Türkiye ürettiği çekirdeksiz kuru üzümün yüzde 80-90'ını ihraç ediyor. İhracatın çok büyük bölümü (yüzde 70) Avrupa Birliği ülkelerine yapılıyor. Bu ülkelerde Ege'nin sultani üzümü çok iyi biliniyor. Çekirdeksiz kuru üzüm ihracatından elde edilen döviz girdisi 10 yıl öncesine kadar 200 milyon dolardı. Ege Kuru Meyve ve Mamulleri İhracatçıları Birliği verilerine göre, 1 Eylül 2007'de başlayan 2007-2008 sezonunda 2 Ağustos 2008 itibariyle 185 bin ton kuru üzüm ihracatı karşılığında 315 milyon dolar döviz girdisi sağlandı. Avrupa'ya ortalama 1700 dolardan üzüm ihraç ediliyor. Diğer ülkelere yapılan ihracat daha yüksek. Son yılların ortalaması bin dolar olduğu dikkate alındığında ihraç fiyatında da önemli bir artış var. Hem ülke kazanıyor, hem ihracatçı. Ancak, bu gelişme üreticiye aynı oranda yansımıyor. Bir çok üründe olduğu gibi üzümde de ürün üreticiden çıktıktan sonra daha yüksek fiyatla satılıyor.

Geçen yıl kuraklığın etkisi ile çekirdeksiz kuru üzüm rekoltesi 200 bin tona geriledi. Bu yılın rekoltesi yarın Manisa Ticaret Borsası'nda açıklanıyor.

Mayıs ayında Şili'de yapılan Uluslararası Kabuklu ve Kuru Meyveler Konseyi'nin toplantısında Türkiye'nin çekirdeksiz kuru üzüm üretiminin 300 bin ton olacağı ifade edildi. Aynı toplantıda Amerika Birleşik Devletleri'nde de 300 bin ton üretim olacağı açıklandı. Önemli üretici ülkelerden İran'da ise üretimin yarı yarıya düşerek 60 bin tona gerileyeceği tahmininde bulunuldu.

Manisa'daki toplantıda rakamlar daha net ortaya çıkacak. Ancak geçen yıla göre önemli bir üretim artışı olacağı çok açık. Bu üretim artışı beraberinde bir miktar arz fazlasını da getirecek. Bu arz fazlası iyi yönetilemezse hem iç piyasada hem de ihracatta fiyat düşüşü olur. Nitekim, İzmir Ticaret Borsası'nda bunun ilk sinyalleri verildi. Mayısta 3 YTL'nin üzerinde alıcı bulan çekirdeksiz kuru üzüm hasat öncesi 2.20 YTL'ye kadar geriledi. Üretici sezon başlarken "bu sene ürün çok, satamazsam elimde kalır" korkusuyla elindeki ürünü piyasaya sürerse fiyat düşebilir. Ancak kontrollü olarak arz edilirse fiyat düşüşü çok fazla olmaz.

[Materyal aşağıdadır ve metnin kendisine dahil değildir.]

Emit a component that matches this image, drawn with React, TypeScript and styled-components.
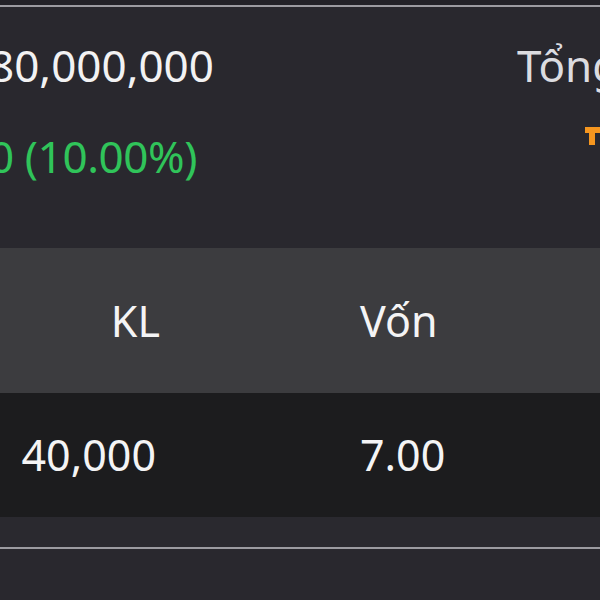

Dünya piyasaları açısından bakıldığında Amerika'daki üretim artışı Türkiye için dezavantaj olarak görülebilir. Ancak, İran'da üretimin yarı yarıya azalmasının getirdiği avantaj çok daha büyük olacak.

Yarın açıklanacak rekolte üzerinden hesaplar yapılacak ve piyasa daha net verilerle analiz edilecek. Ancak, son 5 yıllık döneme bakıldığında 200 bin tonun üzerinde üzüm ihraç edilecek. İç piyasadaki tüketim 30-35 bin ton olacağına göre Türkiye'nin bir miktar arz fazlası üzümü olacak. Üzümde arz fazlasını eskiden beri Tekel ve Tariş Üzüm Birliği alıyordu. Tekel özelleşti. Tariş Üzüm Birliği ise devlet desteği olmadan bu görevi üstlenmek istemiyor. Fakat üreticiyi de yüzüstü bırakma yanlısı değil.

Tariş Üzüm Birliği, Toprak Mahsulleri Ofisi aracılığı ile fındığa verilen desteğin üzüme de verilmesini istiyor.

Hükümet fındık için bir yol açtı. Açılan yolun devlet hazinesine faturası kabardıkça kabarıyor. Doğru olan her ürünü TMO'nun alması değil, birliklere ürün almaları için uygun ortamın sağlanmasıdır.